* WHAT IS ASKED:
Check each line of the material below for "this". Report how many have it, with no other words.

* START RECORDS FOR THE EXERCISE *

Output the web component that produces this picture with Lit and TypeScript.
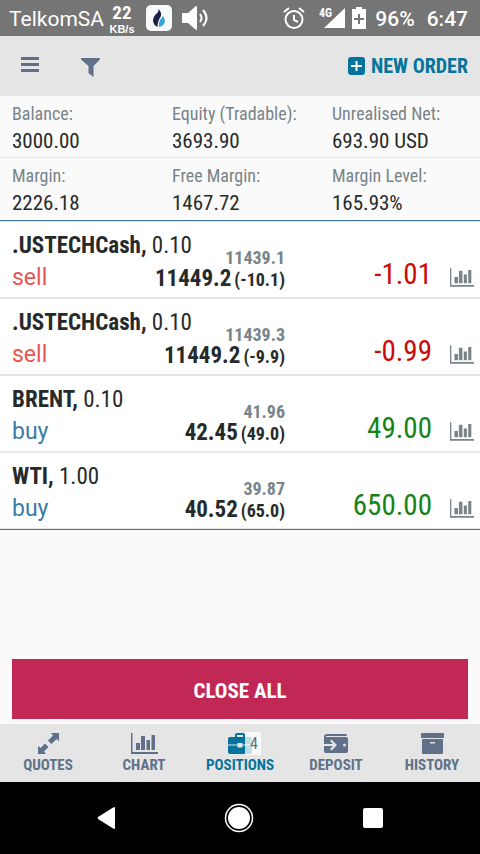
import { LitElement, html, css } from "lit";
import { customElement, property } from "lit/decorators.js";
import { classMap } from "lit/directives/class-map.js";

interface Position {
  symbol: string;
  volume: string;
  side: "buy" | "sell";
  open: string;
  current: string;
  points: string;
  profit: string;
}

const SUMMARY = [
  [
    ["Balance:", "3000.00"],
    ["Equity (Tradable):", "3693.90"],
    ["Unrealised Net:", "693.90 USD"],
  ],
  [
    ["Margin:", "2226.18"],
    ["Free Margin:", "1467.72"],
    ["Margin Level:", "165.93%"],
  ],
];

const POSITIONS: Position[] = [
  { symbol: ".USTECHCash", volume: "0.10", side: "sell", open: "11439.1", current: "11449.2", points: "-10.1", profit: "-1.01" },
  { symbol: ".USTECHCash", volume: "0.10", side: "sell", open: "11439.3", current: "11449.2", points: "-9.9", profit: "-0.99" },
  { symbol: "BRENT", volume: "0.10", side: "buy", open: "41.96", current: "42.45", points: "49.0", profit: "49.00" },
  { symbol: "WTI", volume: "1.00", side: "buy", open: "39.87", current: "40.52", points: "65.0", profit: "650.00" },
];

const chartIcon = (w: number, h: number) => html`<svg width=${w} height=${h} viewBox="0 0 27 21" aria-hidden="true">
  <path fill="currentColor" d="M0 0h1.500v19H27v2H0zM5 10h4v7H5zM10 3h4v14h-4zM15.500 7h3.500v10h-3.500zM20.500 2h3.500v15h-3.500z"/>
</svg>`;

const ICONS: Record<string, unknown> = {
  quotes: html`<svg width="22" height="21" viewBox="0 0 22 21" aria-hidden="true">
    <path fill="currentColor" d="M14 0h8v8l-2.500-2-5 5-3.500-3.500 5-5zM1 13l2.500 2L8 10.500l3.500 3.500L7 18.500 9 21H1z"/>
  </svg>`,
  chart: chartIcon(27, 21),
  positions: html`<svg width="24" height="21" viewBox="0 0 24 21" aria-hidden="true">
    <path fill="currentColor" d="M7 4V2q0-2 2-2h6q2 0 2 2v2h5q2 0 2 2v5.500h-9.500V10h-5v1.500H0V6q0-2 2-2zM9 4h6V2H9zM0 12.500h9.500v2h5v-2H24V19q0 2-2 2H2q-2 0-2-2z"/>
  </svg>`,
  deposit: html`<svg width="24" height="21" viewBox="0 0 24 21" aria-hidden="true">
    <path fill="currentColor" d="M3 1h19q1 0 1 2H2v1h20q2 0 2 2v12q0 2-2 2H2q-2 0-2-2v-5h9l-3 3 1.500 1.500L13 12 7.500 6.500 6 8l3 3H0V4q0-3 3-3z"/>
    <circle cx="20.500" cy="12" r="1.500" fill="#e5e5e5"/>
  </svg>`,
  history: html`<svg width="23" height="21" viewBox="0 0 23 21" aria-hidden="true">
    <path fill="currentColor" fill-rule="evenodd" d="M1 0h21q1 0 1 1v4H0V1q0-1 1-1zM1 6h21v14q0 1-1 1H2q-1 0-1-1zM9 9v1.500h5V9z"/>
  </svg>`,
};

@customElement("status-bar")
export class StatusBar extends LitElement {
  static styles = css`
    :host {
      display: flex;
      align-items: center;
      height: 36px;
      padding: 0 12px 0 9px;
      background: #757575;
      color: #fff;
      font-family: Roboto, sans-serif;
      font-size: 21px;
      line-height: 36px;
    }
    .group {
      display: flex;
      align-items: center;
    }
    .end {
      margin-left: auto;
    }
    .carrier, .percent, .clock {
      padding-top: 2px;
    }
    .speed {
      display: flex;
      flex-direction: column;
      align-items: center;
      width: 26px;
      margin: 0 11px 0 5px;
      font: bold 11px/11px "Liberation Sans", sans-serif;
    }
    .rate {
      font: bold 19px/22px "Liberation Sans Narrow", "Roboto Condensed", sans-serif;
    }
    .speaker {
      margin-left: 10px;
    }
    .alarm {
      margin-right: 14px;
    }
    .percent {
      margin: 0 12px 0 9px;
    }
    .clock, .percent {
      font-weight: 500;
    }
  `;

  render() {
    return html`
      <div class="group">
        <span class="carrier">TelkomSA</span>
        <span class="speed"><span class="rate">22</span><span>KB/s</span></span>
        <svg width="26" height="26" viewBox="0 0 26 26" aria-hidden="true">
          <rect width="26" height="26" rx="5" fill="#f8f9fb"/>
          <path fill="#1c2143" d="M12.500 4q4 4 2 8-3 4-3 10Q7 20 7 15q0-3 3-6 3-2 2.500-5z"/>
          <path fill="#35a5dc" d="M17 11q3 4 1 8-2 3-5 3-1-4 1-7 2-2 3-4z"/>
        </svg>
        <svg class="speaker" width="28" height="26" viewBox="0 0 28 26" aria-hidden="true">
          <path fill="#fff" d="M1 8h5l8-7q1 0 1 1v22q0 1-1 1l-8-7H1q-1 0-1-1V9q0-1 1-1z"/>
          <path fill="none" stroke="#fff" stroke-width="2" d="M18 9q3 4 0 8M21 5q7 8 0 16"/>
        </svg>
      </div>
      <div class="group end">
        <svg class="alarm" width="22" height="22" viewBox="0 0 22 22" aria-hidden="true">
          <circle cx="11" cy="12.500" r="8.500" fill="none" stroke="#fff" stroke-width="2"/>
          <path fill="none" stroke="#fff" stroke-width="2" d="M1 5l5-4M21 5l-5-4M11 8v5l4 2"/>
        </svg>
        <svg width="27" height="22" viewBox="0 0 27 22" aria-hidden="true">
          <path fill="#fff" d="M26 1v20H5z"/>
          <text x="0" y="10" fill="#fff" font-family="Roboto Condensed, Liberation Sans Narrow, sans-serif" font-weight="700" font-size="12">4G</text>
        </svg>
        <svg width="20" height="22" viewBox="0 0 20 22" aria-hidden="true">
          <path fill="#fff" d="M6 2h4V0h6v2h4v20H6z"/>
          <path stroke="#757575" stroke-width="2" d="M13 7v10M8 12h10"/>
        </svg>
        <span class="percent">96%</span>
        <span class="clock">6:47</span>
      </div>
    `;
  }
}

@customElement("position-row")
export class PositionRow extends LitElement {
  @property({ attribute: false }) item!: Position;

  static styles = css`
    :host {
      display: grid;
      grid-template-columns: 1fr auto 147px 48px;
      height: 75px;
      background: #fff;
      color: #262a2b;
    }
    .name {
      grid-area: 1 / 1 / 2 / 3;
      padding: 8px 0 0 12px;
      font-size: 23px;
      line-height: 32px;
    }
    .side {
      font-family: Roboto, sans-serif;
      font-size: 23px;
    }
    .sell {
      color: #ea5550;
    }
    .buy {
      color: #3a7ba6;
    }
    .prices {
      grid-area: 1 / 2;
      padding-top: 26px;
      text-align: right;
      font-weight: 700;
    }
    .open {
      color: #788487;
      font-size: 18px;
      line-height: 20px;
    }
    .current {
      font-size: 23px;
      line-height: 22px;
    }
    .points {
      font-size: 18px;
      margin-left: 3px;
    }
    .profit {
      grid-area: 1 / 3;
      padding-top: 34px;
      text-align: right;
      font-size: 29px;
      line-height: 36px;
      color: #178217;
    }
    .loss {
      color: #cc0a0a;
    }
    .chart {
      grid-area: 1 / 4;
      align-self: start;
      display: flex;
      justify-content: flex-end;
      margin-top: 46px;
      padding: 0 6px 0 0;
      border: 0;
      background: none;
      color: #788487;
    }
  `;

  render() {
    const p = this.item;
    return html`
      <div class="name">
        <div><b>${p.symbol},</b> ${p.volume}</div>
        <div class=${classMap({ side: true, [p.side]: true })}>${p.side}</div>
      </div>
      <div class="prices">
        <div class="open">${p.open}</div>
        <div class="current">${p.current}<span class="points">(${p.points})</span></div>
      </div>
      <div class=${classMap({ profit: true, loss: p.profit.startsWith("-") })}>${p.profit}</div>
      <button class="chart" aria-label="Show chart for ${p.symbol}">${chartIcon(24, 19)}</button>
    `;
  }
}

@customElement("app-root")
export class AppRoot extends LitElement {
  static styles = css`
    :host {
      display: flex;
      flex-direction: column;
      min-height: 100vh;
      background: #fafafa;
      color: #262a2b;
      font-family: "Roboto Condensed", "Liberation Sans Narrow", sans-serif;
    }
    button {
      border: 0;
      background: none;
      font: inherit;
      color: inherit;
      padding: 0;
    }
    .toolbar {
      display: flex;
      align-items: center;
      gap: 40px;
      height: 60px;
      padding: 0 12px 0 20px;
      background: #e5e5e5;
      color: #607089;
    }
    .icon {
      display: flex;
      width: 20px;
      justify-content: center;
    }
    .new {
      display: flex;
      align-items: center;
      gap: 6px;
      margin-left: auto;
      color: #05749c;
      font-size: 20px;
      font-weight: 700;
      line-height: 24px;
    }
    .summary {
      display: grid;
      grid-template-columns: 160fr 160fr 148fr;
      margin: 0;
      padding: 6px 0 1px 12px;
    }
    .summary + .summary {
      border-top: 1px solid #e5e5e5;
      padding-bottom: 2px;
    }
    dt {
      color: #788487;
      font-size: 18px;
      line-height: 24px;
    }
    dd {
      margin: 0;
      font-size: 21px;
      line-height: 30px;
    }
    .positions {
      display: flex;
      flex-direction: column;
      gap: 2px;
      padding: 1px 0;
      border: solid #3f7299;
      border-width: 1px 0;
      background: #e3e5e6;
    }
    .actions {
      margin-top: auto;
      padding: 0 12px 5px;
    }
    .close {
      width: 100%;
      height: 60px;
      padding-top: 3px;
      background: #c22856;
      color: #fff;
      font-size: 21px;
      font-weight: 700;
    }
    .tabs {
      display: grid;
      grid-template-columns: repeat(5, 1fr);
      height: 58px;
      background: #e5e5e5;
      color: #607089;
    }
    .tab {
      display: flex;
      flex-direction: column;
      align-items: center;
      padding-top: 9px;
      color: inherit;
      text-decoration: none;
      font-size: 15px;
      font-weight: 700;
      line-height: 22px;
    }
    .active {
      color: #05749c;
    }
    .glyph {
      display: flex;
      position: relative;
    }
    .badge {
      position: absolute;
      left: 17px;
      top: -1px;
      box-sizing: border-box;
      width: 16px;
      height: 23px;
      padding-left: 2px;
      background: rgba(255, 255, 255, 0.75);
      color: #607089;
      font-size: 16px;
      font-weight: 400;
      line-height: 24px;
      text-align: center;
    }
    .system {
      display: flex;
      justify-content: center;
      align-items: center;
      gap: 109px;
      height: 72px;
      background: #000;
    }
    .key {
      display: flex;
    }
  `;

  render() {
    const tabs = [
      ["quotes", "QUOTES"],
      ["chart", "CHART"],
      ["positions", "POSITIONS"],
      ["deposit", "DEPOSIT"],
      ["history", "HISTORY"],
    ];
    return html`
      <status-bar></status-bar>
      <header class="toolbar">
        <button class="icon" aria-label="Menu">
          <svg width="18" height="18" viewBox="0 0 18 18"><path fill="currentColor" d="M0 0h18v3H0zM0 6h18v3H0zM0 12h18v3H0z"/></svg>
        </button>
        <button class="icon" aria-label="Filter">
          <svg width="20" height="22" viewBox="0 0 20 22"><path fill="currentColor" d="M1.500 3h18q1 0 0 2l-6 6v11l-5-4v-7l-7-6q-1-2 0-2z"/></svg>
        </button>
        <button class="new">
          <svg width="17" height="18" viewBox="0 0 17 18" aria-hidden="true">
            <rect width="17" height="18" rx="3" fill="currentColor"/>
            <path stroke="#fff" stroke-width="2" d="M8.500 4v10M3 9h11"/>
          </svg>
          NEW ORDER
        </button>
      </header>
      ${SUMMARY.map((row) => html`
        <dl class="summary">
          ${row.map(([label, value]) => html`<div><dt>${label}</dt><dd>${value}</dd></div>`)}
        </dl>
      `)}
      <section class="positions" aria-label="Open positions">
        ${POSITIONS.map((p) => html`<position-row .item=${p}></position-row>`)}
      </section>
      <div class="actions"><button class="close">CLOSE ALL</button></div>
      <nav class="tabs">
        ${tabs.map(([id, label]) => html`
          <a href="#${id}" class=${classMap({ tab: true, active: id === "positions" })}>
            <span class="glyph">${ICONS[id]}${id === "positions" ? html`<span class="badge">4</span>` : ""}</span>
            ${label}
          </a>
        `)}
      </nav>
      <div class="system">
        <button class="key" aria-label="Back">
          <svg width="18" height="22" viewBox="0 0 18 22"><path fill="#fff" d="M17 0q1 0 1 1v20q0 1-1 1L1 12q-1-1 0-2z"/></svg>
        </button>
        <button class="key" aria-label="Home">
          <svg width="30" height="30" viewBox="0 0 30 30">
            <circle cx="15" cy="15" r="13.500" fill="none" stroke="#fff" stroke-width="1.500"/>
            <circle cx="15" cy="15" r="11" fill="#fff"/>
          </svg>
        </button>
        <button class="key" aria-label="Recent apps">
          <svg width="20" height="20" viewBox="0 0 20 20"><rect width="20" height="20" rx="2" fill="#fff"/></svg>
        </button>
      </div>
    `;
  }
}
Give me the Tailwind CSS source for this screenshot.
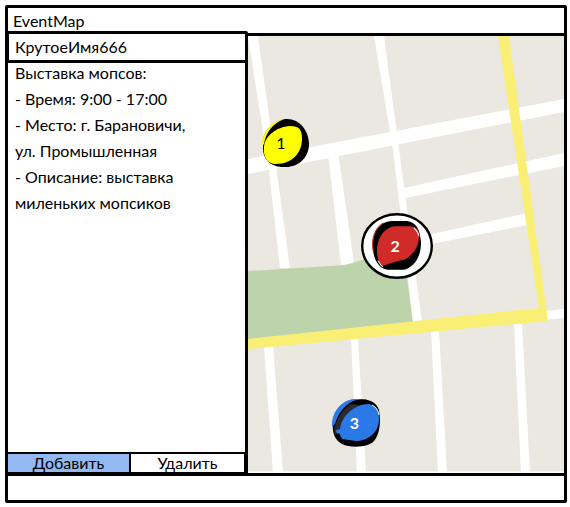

* END RECORDS FOR THE EXERCISE *

* SOLUTION TO THE EXERCISE:
3